Dossiê Ênio Gonçalves
Tudo na Cama
Direção: Antonio Meliande
Brasil, 1983.
Por Filipe Chamy
Com a estreia de Cilada.com (a que não assisti), muitos jornais e revistas veicularam que o filme é uma espécie de retorno às pornochanchadas, um dos “gêneros” do coração do espectador brasileiro. Afirmaram que o público brasileiro no final das contas sempre volta a elas, tem toda uma tradição cultural com esse tipo de humor sexual e de escracho.
Pode bem ser. O que acontece é que a fórmula das pornochanchadas é extremamente vulgar. No sentido de “comum” mesmo (mas o outro também serve). É sempre a mesma ideia, criar desencontros amorosos, insinuar sexo, adicionar humor de bar, piadas rasteiras, rápidas, encharcar a narrativa de estereótipos e diálogos maliciosos, apostar na sensualidade das atrizes.
Isso é bem cansativo. É como se houvesse um filme-base e depois todos os diretores se prestassem a parodiá-lo. Uma série de variações, só mudando elementos superficiais. É difícil, após um tempo, se lembrar de quais as diferenças entre tantos filmes que se esforçavam para serem iguais, provavelmente ansiando a agradar utilizando a máxima que versa que “em time que está ganhando não se mexe”.
Tudo na cama é, claro, formulaico. Se encaixa à perfeição nesse punhado de clichês e não esconde isso a nenhum instante. Mas tem alguns trunfos. Primeiramente, ao contrário do “fundo do poço” que viraria a Boca explícita, aqui temos atrizes realmente bonitas. E isso é bastante importante num filme onde a mulher não é mais que um objeto. Não um objeto cênico, mas carnal: a mulher é um corpo. Então é fundamental pensar na escolha delas, que a todo instante farão o que de melhor podem fazer — na concepção dos realizadores de pornochanchadas, como este Antonio Meliande —: insinuar-se, despir-se, entregar-se aos prazeres da volúpia.
O mote de tudo são mulheres fogosas, tradição do relato popular no cinema brasileiro. Trata-se de um conquistador (Ênio Gonçalves) que está prestes a deixar de vez a boemia e casar-se – com Matilde Mastrangi -, e daí já se pode concluir a respeito do tom do conto “conjugal”. Acontece que o homem é irresistível a seus ex-casos, e também a praticamente toda mulher com que se depara.
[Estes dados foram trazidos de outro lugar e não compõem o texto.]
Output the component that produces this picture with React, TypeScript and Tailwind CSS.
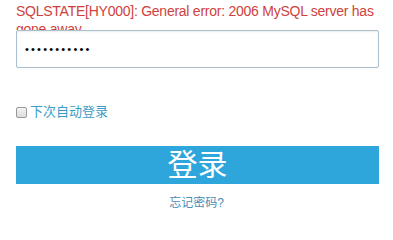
export default function App() {
  return (
    <div
      className="w-[393px] h-[220px] bg-white px-4 overflow-hidden"
      style={{ fontFamily: '"Liberation Sans", "Noto Sans CJK SC", sans-serif' }}
    >
      {/* error message, clipped by the input below */}
      <div className="h-[30px] overflow-hidden pt-[2px] text-[14px] leading-[18px] tracking-[-0.25px] text-[#cf3f3c]">
        SQLSTATE[HY000]: General error: 2006 MySQL server has gone away
      </div>

      <input
        type="password"
        readOnly
        value="12345678901"
        className="block w-[363px] h-[38px] border border-[#a9c0cf] rounded-[2px] pl-2 text-[11px] tracking-[2.2px] text-black outline-none shadow-[inset_0_1px_2px_rgba(0,0,0,0.08)]"
      />

      <label className="flex items-center mt-[37px] h-[14px] text-[13px] text-[#3a9cc6]">
        <span className="w-[11px] h-[11px] border border-[#9a9a9a] rounded-[2px] bg-gradient-to-b from-[#f4f4f4] to-[#dcdcdc] mr-[3px]" />
        下次自动登录
      </label>

      <button className="block w-[363px] h-[38px] mt-[27px] bg-[#2ea6dc] text-white text-[30px] leading-[38px]">
        登录
      </button>

      <div className="mt-[10px] text-center text-[12px] text-[#4a8cb3]">
        忘记密码?
      </div>
    </div>
  );
}
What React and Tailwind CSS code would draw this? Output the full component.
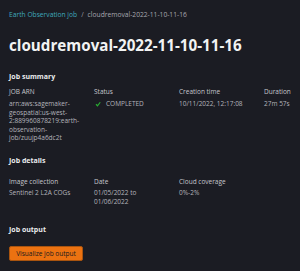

Apesar da vigília constante de sua governanta (Liana Duval, recentemente homenageada em nossa revista), as chances são sempre favoráveis às “depravações” que fazem o horror e a delícia das conservadoras de plantão, aqui representadas como um grupinho de dondocas alegadamente pudicas, mas que em verdade ficam bem animadinhas com a constatação de que os costumes mudaram.
Ênio Gonçalves, a quem prestamos um justo tributo, é digno intérprete e outro dos trunfos mencionados acima. Pela voz, postura, empresta um ar de segurança que beneficia o aspecto anedótico da trama, ao invés de reforçar seu absurdo, seu ridículo, sua misoginia estapafúrdia. Mesmo assim é preciso ceder ao apelo do filme e seu alvo e ter passagens como a da empregadinha masturbando-se ao não se conter vendo o chefe de sunga (e o consequente e esperado mergulho “sulfuroso” numa piscina que se enche de fumaça, afinal a moça estava pegando fogo); as ex-amantes que pulam como gatas selvagens, completamente nuas, na cama onde o recém-casado quer consumar suas núpcias com sua já consumadíssima esposa; a farsa corriqueira da mãe hipócrita e a filha liberal, as “críticas” pueris à moralização forçada e à religiosidade de fachada.
Noves fora, Tudo na cama acaba se salvando da ruína pelo intérprete carismático e por parte do elenco feminino. E ao menos não vende gato por lebre, pois desde o princípio anuncia-se o filme como uma vitrine de mulheres cujo habitat é entre lençóis.